I want to grow on this piece because the soil is a beautiful rich black humus from all the manure deposited on it over the years but it needs a major cleanup. Lots of my down hours will be occupied with pulling debris out of the bushes and deciding whether it can be repurposed or if it is fit for the dump.
Lots of stuff that looks like junk is actually quite useful. Old rolls of fencing make great trellisses, steel barrels have a number of uses, and the steel parts from old tractors and whatnot can become useful with a little creativity but the truth is, most of this garbage belongs in the dump.
There is more to Victoria Farm than just seeds, dirt and water. We want to create a rural space that people from Edmonton and beyond would enjoy visiting for an afternoon. To that end, we are restoring an old farmhouse in our front field to serve as an office/ retail space on the farm. The basement will also serve as cold storage.
Restoring old buildings is a lot of work. The outside floor beams were rotted out so they needed to be replaced along with many of the outside wall timbers. This requires jacking the house up, pulling out the rotten wood and relacing it with new stuff. Definitely not a project for amateurs. Its a good thing we’ve got the help of two local old hands who know what they are doing. I asked, “how do you know how to do this?”, as I watched them use a front end loader to support a wall as they worked on replacing rotted boards with fresh ones. “We just do.” Which is great, because I don’t at all.

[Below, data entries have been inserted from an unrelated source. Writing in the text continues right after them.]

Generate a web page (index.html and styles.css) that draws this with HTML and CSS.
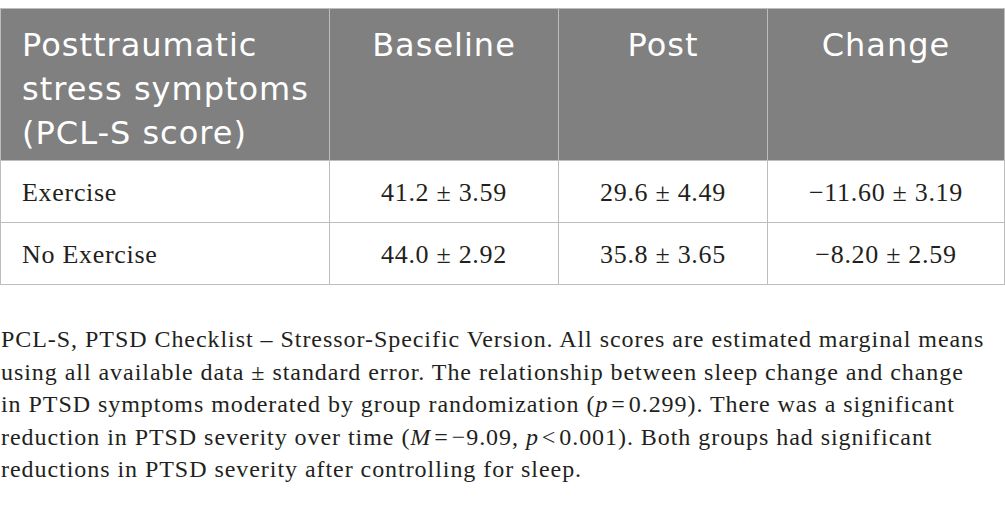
FILE: index.html
```html
<!DOCTYPE html>
<html lang="en">
<head>
  <meta charset="UTF-8" />
  <title>PCL-S scores</title>
  <link rel="stylesheet" href="styles.css">
</head>
<body>
  <div class="wrap">
    <table class="scores">
      <thead>
        <tr>
          <th class="first">Posttraumatic stress symptoms (PCL-S score)</th>
          <th>Baseline</th>
          <th>Post</th>
          <th>Change</th>
        </tr>
      </thead>
      <tbody>
        <tr>
          <td class="first">Exercise</td>
          <td>41.2 ± 3.59</td>
          <td>29.6 ± 4.49</td>
          <td>−11.60 ± 3.19</td>
        </tr>
        <tr>
          <td class="first">No Exercise</td>
          <td>44.0 ± 2.92</td>
          <td>35.8 ± 3.65</td>
          <td>−8.20 ± 2.59</td>
        </tr>
      </tbody>
    </table>

    <p class="note">PCL-S, PTSD Checklist – Stressor-Specific Version. All scores are estimated marginal means<br>
    using all available data ± standard error. The relationship between sleep change and change<br>
    in PTSD symptoms moderated by group randomization (<i>p</i>&#8202;=&#8202;0.299). There was a significant<br>
    reduction in PTSD severity over time (<i>M</i>&#8202;=&#8202;−9.09, <i>p</i>&#8202;&lt;&#8202;0.001). Both groups had significant<br>
    reductions in PTSD severity after controlling for sleep.</p>
  </div>
</body>
</html>
```

FILE: styles.css
```css
body, html {
  margin: 0;
  padding: 0;
  background: #fff;
}

.wrap {
  padding-top: 8px;
}

.scores {
  width: 1005px;
  border-collapse: collapse;
  table-layout: fixed;
}

.scores th, .scores td {
  border: 1px solid #bdbdbd;
}

.scores th {
  background-color: #7f807f;
  color: #fff;
  font-family: 'DejaVu Sans', sans-serif;
  font-weight: 400;
  font-size: 32px;
  letter-spacing: 1px;
  line-height: 44px;
  height: 152px;
  vertical-align: top;
  padding: 14px 10px 0;
  box-sizing: border-box;
  text-align: center;
}

.scores th:nth-child(1) { width: 329px; }
.scores th:nth-child(2) { width: 229px; }
.scores th:nth-child(3) { width: 209px; }

.scores th.first {
  text-align: left;
  padding-left: 21px;
}

.scores td {
  font-family: 'Liberation Serif', serif;
  font-size: 26px;
  letter-spacing: 0.7px;
  color: #231f20;
  height: 62px;
  text-align: center;
  padding: 2px 10px 0;
  box-sizing: border-box;
}

.scores td.first {
  text-align: left;
  padding-left: 21px;
}

.note {
  margin: 38px 0 0;
  padding-left: 1px;
  font-family: 'Liberation Serif', serif;
  font-size: 24px;
  letter-spacing: 0.95px;
  line-height: 32.5px;
  color: #231f20;
  white-space: nowrap;
}
```
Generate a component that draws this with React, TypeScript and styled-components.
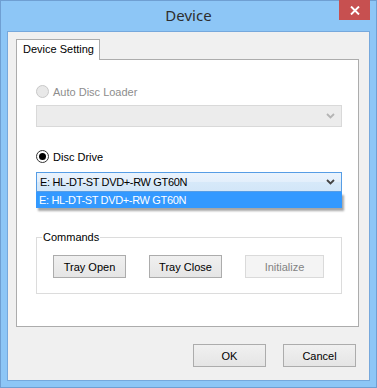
import React from "react";
import styled, { createGlobalStyle } from "styled-components";

const Global = createGlobalStyle`
  html, body { margin: 0; padding: 0; background: #8cc5f5; }
  body { font-family: "Liberation Sans", Arial, sans-serif; font-size: 11px; color: #000; }
`;

const Window = styled.div`
  box-sizing: border-box;
  width: 377px;
  height: 388px;
  background: #8dc6f6;
  border: 1px solid #6f9fd2;
  display: flex;
  flex-direction: column;
  padding: 0 6px 6px 6px;
`;

const TitleBar = styled.div`
  height: 30px;
  display: grid;
  grid-template-columns: 1fr auto 1fr;
  align-items: start;
`;

const Title = styled.div`
  grid-column: 2;
  font-family: "Noto Sans", "Open Sans", sans-serif;
  font-size: 15px;
  line-height: 30px;
  color: #2e2e2e;
  margin-top: -1px;
`;

const CloseButton = styled.div`
  grid-column: 3;
  justify-self: end;
  width: 31px;
  height: 20px;
  margin-top: -1px;
  background: #c75050;
  display: flex;
  align-items: center;
  justify-content: center;
`;

const Client = styled.div`
  flex: 1;
  background: #f0f0f0;
  border: 1px solid #76a8dc;
  display: flex;
  flex-direction: column;
  padding: 7px 0 0 8px;
`;

const TabHeader = styled.div`
  box-sizing: border-box;
  width: 84px;
  height: 21px;
  background: #fff;
  border: 1px solid #acacac;
  border-bottom: none;
  padding: 3px 0 0 6px;
  color: #000;
  position: relative;
  z-index: 1;
  margin-bottom: -1px;
`;

const Panel = styled.div`
  box-sizing: border-box;
  width: 343px;
  height: 268px;
  background: #fff;
  border: 1px solid #acacac;
  padding: 25px 16px 0 19px;
  display: flex;
  flex-direction: column;
`;

const RadioRow = styled.label<{ $disabled?: boolean }>`
  display: flex;
  align-items: center;
  height: 13px;
  gap: 4px;
  color: ${(p) => (p.$disabled ? "#8d8d8d" : "#000")};
`;

const RadioCircle = styled.span<{ $checked?: boolean; $disabled?: boolean }>`
  box-sizing: border-box;
  width: 13px;
  height: 13px;
  border-radius: 50%;
  border: 1px solid ${(p) => (p.$disabled ? "#c8c8c8" : "#333")};
  background: ${(p) => (p.$disabled ? "#e8e8e8" : "#fff")};
  display: flex;
  align-items: center;
  justify-content: center;
  &::after {
    content: "";
    display: ${(p) => (p.$checked ? "block" : "none")};
    width: 7px;
    height: 7px;
    border-radius: 50%;
    background: #000;
  }
`;

const Combo = styled.div<{ $disabled?: boolean }>`
  box-sizing: border-box;
  position: relative;
  height: ${(p) => (p.$disabled ? "22px" : "20px")};
  border: 1px solid ${(p) => (p.$disabled ? "#d9d9d9" : "#569de5")};
  background: ${(p) =>
    p.$disabled ? "#ececec" : "linear-gradient(#eaf3fd 0%, #e3effb 50%, #d7e9f9 51%, #d2e6f8 100%)"};
  display: flex;
  align-items: center;
  padding: 0 6px 0 3px;
  color: #000;
`;

const ComboText = styled.span`
  flex: 1;
  letter-spacing: -0.35px;
`;

const Chevron = styled.svg`
  margin-left: auto;
`;

const DropList = styled.div`
  position: absolute;
  left: -1px;
  right: -1px;
  top: 19px;
  height: 16px;
  background: #3399ff;
  color: #fff;
  display: flex;
  align-items: center;
  padding-left: 3px;
  box-shadow: 2px 3px 2px rgba(0, 0, 0, 0.35);
  letter-spacing: -0.35px;
`;

const GroupBox = styled.fieldset`
  margin: 0;
  margin-top: 39px;
  border: 1px solid #dcdcdc;
  padding: 12px 0 15px 16px;
  display: flex;
  gap: 23px;
`;

const Legend = styled.legend`
  padding: 0 1px;
  margin-left: -11px;
  color: #000;
`;

const Button = styled.button<{ $wide?: boolean }>`
  box-sizing: border-box;
  width: ${(p) => (p.$wide ? "79px" : "73px")};
  height: 23px;
  font-family: "Liberation Sans", Arial, sans-serif;
  font-size: 11px;
  color: #000;
  background: linear-gradient(#f0f0f0, #e5e5e5);
  border: 1px solid #acacac;
  border-radius: 0;
  padding: 0;
  &:disabled {
    background: #f4f4f4;
    border-color: #dadada;
    color: #838383;
  }
`;

const Footer = styled.div`
  display: flex;
  justify-content: flex-end;
  gap: 17px;
  padding: 17px 13px 0 0;
`;

const ChevronIcon = ({ color }: { color: string }) => (
  <Chevron width="9" height="6" viewBox="0 0 9 6">
    <path d="M1 1 L4.5 4.5 L8 1" fill="none" stroke={color} strokeWidth="1.8" />
  </Chevron>
);

export default function App() {
  return (
    <>
      <Global />
      <Window>
        <TitleBar>
          <Title>Device</Title>
          <CloseButton>
            <svg width="10" height="9" viewBox="0 0 10 9">
              <path d="M1 0.5 L9 8.5 M9 0.5 L1 8.5" stroke="#fff" strokeWidth="1.9" />
            </svg>
          </CloseButton>
        </TitleBar>
        <Client>
          <TabHeader>Device Setting</TabHeader>
          <Panel>
            <RadioRow $disabled>
              <RadioCircle $disabled />
              Auto Disc Loader
            </RadioRow>
            <Combo $disabled style={{ marginTop: 7 }}>
              <ChevronIcon color="#b4b4b4" />
            </Combo>
            <RadioRow style={{ marginTop: 23 }}>
              <RadioCircle $checked />
              Disc Drive
            </RadioRow>
            <Combo style={{ marginTop: 9 }}>
              <ComboText>E: HL-DT-ST DVD+-RW GT60N</ComboText>
              <ChevronIcon color="#444" />
              <DropList>E: HL-DT-ST DVD+-RW GT60N</DropList>
            </Combo>
            <GroupBox>
              <Legend>Commands</Legend>
              <Button>Tray Open</Button>
              <Button>Tray Close</Button>
              <Button $wide disabled>
                Initialize
              </Button>
            </GroupBox>
          </Panel>
          <Footer>
            <Button>OK</Button>
            <Button>Cancel</Button>
          </Footer>
        </Client>
      </Window>
    </>
  );
}
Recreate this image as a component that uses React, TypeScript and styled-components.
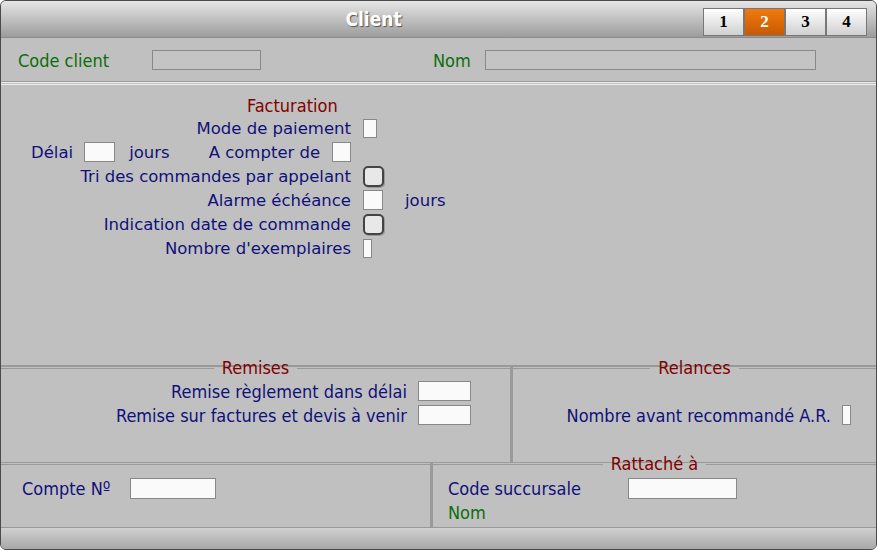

The plan is to rehabilitate the structure and make it sound. Afterwards we will install new windows, new wooden siding, a new porch, a new (old) front-door, and an area in back to use as a space to wash and prepare our produce for market. I will be planting a garden around the house inspired by the principles of permaculture design, that is, creating sustainable, low input, high yielding permanent food systems. It should be nice. We will keep you posted on our progress.
tylerjackbutler asked: Where in the city can I purchase your produce?
We are going to have a stand at a new farmers market on 124st Thursday nights. The opening day will be May 20th, we will keep you posted.